**WHAT IS EXPECTED**: Wherever "TypeScript" appears in a line, copy that line.

**DATA SHOWN**:
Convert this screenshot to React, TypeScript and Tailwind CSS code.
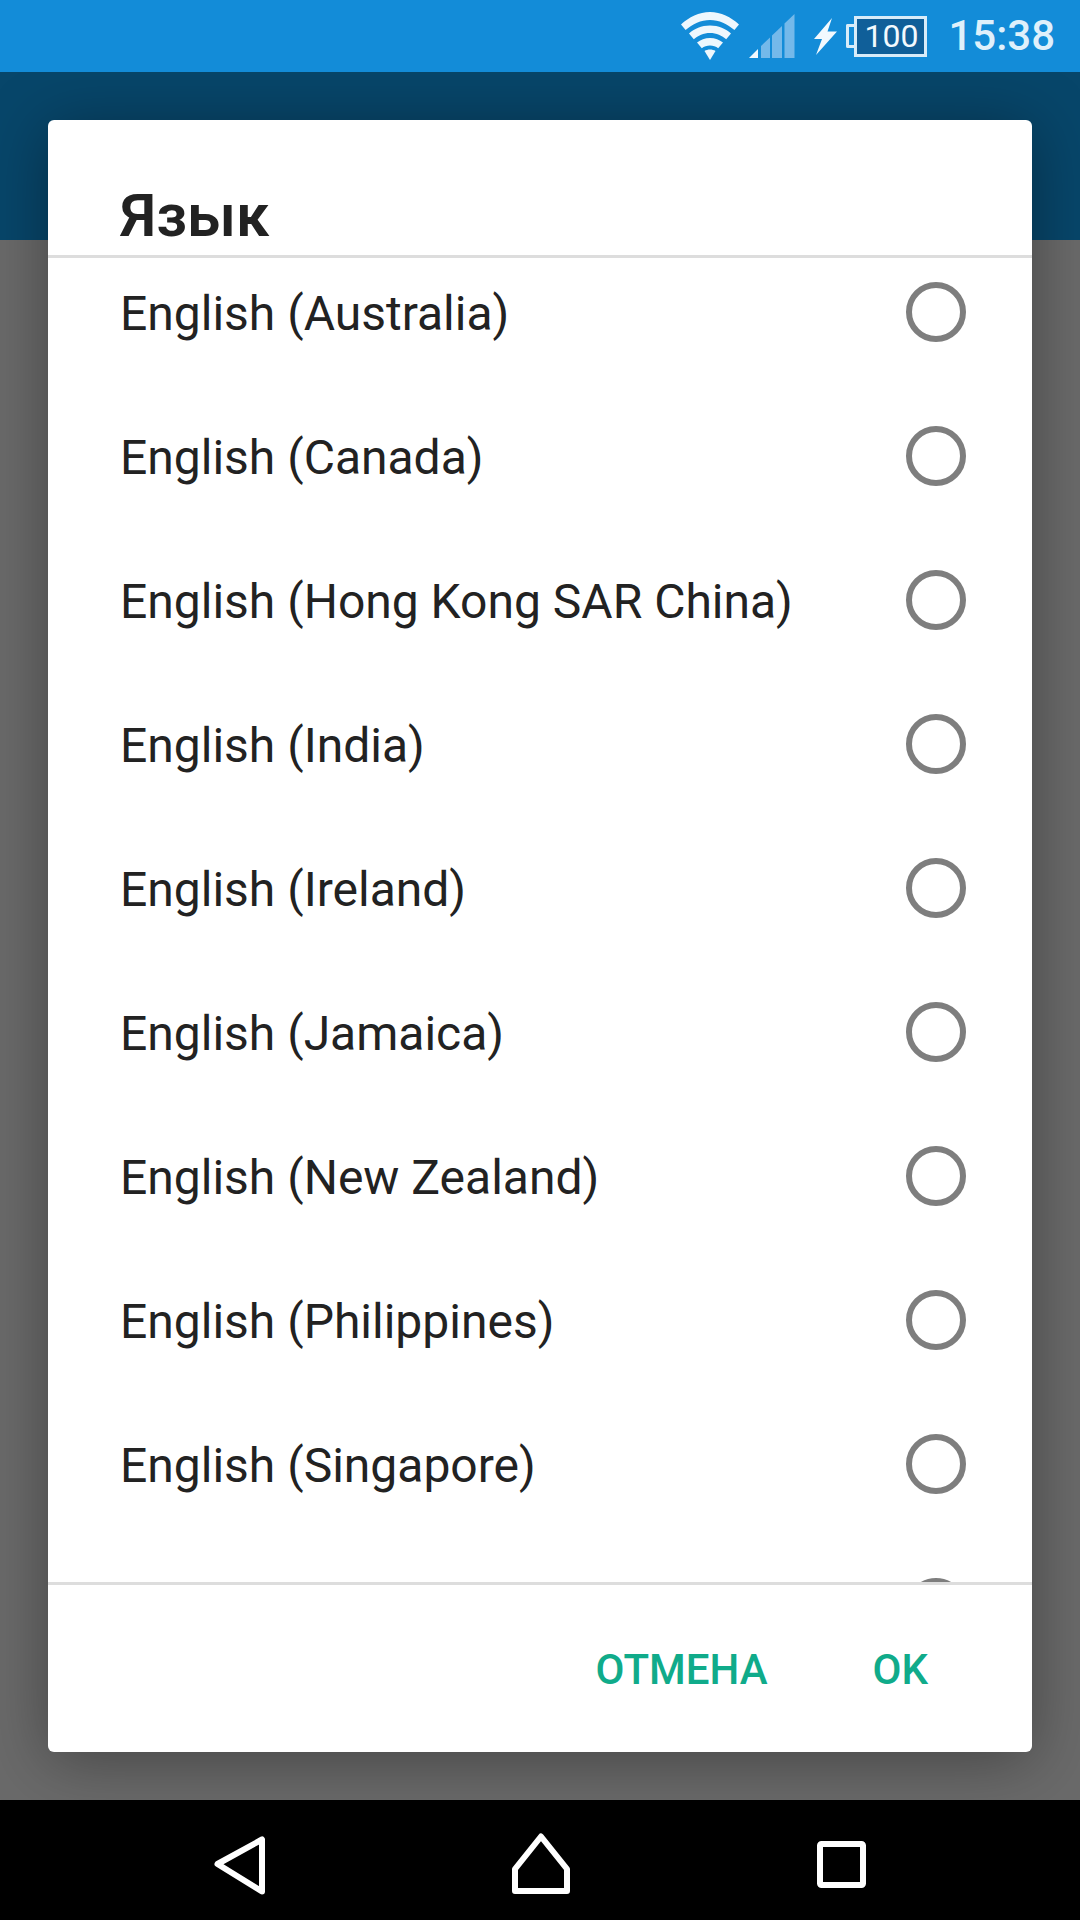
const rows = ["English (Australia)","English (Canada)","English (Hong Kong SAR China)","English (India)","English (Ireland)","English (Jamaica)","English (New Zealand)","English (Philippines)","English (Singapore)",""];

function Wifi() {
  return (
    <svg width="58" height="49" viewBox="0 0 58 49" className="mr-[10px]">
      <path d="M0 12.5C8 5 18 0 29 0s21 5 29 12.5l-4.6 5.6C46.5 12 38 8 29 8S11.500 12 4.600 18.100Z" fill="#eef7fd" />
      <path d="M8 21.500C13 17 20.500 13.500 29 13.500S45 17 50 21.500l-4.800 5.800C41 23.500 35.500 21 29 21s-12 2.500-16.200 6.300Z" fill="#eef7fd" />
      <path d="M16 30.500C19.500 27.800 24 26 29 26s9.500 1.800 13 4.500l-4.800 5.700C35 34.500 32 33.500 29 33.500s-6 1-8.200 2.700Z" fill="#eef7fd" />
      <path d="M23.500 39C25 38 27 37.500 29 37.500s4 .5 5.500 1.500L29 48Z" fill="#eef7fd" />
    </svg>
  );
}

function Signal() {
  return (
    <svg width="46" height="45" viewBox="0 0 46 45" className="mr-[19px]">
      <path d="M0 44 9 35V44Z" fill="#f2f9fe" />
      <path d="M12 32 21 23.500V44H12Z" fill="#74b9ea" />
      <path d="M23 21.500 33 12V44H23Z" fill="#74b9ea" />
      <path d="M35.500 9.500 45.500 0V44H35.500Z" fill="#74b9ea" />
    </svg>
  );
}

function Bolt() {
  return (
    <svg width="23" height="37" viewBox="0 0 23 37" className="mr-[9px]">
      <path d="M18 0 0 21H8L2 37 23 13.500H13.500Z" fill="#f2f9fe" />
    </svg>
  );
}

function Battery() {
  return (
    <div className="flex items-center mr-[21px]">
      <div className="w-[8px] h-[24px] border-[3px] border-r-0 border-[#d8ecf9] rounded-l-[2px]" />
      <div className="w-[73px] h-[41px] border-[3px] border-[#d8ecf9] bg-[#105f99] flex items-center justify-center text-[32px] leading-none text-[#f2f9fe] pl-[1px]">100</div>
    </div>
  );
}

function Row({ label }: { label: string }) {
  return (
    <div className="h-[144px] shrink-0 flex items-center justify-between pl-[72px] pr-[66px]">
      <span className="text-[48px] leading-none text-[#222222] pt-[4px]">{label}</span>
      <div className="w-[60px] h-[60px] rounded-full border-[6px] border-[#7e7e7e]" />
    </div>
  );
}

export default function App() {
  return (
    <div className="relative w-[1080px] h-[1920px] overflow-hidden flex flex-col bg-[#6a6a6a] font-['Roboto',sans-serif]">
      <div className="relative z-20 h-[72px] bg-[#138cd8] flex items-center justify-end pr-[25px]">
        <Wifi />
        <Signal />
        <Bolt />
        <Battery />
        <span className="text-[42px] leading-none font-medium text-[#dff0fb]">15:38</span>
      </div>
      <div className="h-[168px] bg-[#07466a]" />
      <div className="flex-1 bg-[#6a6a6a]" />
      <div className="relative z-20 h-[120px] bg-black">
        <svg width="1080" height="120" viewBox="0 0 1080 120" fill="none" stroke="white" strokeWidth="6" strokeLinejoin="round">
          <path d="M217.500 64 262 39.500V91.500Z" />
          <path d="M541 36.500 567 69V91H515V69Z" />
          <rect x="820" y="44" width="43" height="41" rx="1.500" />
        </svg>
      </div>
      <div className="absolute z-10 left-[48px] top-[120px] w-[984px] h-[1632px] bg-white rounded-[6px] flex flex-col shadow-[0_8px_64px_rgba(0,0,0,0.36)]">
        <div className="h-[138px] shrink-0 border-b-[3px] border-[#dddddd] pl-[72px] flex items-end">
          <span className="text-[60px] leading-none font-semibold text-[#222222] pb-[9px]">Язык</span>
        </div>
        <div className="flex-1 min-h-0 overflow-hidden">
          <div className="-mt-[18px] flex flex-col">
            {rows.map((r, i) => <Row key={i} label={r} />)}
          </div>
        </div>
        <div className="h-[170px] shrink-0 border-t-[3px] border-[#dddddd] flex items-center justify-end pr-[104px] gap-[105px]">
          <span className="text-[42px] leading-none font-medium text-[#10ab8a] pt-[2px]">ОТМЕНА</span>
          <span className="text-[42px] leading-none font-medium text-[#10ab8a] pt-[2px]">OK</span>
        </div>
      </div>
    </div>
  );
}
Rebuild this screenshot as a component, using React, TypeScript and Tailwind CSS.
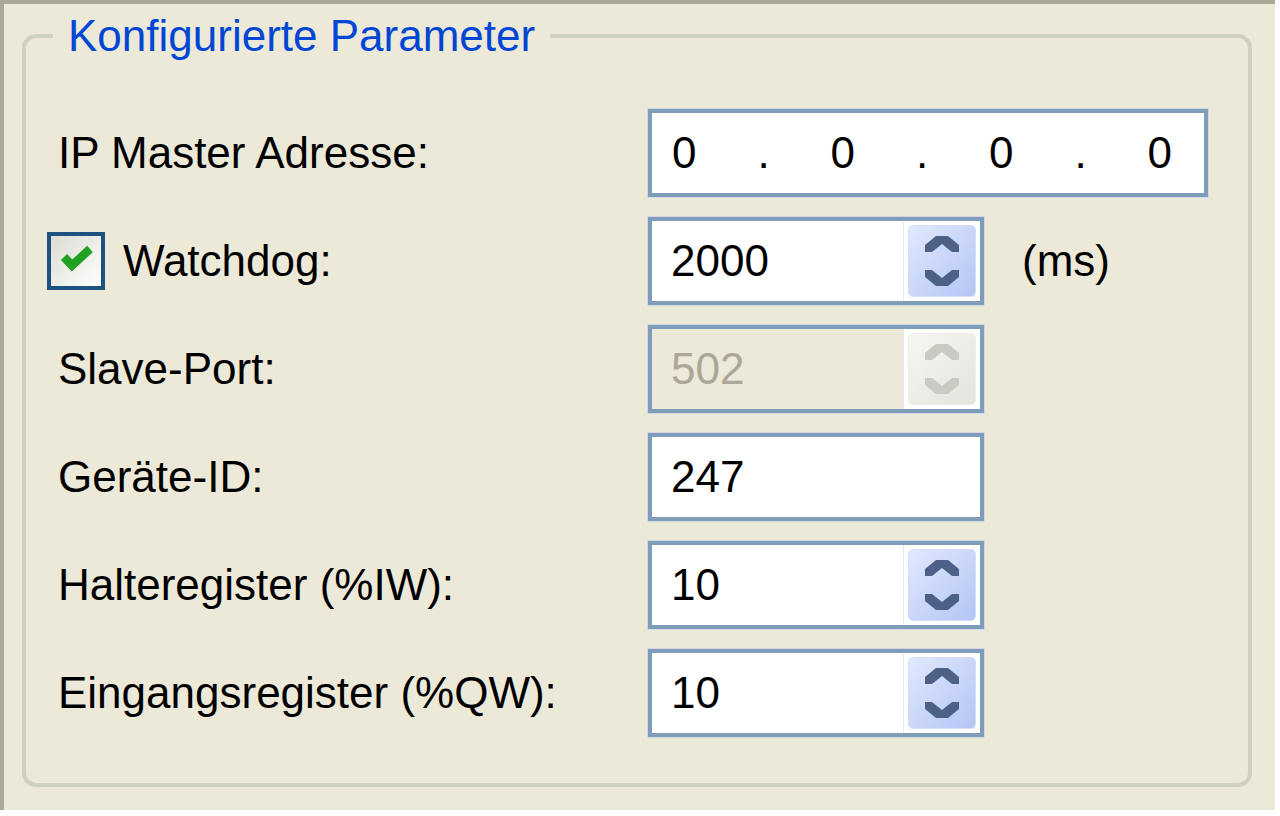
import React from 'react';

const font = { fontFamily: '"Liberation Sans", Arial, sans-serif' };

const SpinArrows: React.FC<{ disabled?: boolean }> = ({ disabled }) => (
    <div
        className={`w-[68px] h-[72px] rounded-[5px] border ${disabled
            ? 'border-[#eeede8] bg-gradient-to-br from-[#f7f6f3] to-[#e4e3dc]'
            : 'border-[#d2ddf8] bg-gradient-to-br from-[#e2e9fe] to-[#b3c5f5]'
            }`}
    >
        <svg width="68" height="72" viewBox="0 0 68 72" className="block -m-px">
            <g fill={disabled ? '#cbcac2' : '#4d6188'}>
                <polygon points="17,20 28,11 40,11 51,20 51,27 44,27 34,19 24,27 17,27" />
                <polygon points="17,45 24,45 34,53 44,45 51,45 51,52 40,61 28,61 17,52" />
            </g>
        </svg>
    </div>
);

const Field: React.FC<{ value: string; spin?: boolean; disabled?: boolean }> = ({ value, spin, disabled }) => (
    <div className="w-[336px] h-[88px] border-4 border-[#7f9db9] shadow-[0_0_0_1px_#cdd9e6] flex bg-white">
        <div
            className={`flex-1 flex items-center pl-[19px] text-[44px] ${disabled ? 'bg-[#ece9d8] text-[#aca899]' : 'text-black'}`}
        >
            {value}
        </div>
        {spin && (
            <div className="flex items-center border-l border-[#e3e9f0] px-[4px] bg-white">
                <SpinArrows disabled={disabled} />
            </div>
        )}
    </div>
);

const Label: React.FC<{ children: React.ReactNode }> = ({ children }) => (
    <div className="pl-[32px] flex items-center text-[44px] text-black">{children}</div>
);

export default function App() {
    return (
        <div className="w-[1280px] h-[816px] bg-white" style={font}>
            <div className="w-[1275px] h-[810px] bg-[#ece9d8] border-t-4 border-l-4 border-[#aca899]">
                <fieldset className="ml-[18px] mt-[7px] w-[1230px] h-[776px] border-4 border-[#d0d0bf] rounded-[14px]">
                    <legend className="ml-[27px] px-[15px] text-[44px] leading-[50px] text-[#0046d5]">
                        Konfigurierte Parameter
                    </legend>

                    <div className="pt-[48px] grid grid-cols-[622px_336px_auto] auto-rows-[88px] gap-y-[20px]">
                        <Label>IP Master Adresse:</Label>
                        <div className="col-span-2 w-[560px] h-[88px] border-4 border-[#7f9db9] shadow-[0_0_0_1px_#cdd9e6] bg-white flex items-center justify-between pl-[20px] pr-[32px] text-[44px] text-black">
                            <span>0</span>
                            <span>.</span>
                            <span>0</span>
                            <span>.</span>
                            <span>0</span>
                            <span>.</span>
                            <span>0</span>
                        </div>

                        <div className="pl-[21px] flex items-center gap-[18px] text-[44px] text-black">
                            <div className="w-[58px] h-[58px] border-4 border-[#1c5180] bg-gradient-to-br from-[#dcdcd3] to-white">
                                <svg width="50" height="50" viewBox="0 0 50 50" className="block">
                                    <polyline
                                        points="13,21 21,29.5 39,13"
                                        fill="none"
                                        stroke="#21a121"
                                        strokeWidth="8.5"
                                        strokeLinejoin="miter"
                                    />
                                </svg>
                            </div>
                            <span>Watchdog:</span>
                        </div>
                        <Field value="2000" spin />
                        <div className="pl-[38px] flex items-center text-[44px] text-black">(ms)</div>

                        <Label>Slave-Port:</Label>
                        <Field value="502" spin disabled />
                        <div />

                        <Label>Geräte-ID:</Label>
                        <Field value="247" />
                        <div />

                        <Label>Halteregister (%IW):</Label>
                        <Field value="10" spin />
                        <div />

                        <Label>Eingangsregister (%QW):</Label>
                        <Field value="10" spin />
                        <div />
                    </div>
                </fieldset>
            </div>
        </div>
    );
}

**RESPONSE**:
Convert this screenshot to React, TypeScript and Tailwind CSS code.
Rebuild this screenshot as a component, using React, TypeScript and Tailwind CSS.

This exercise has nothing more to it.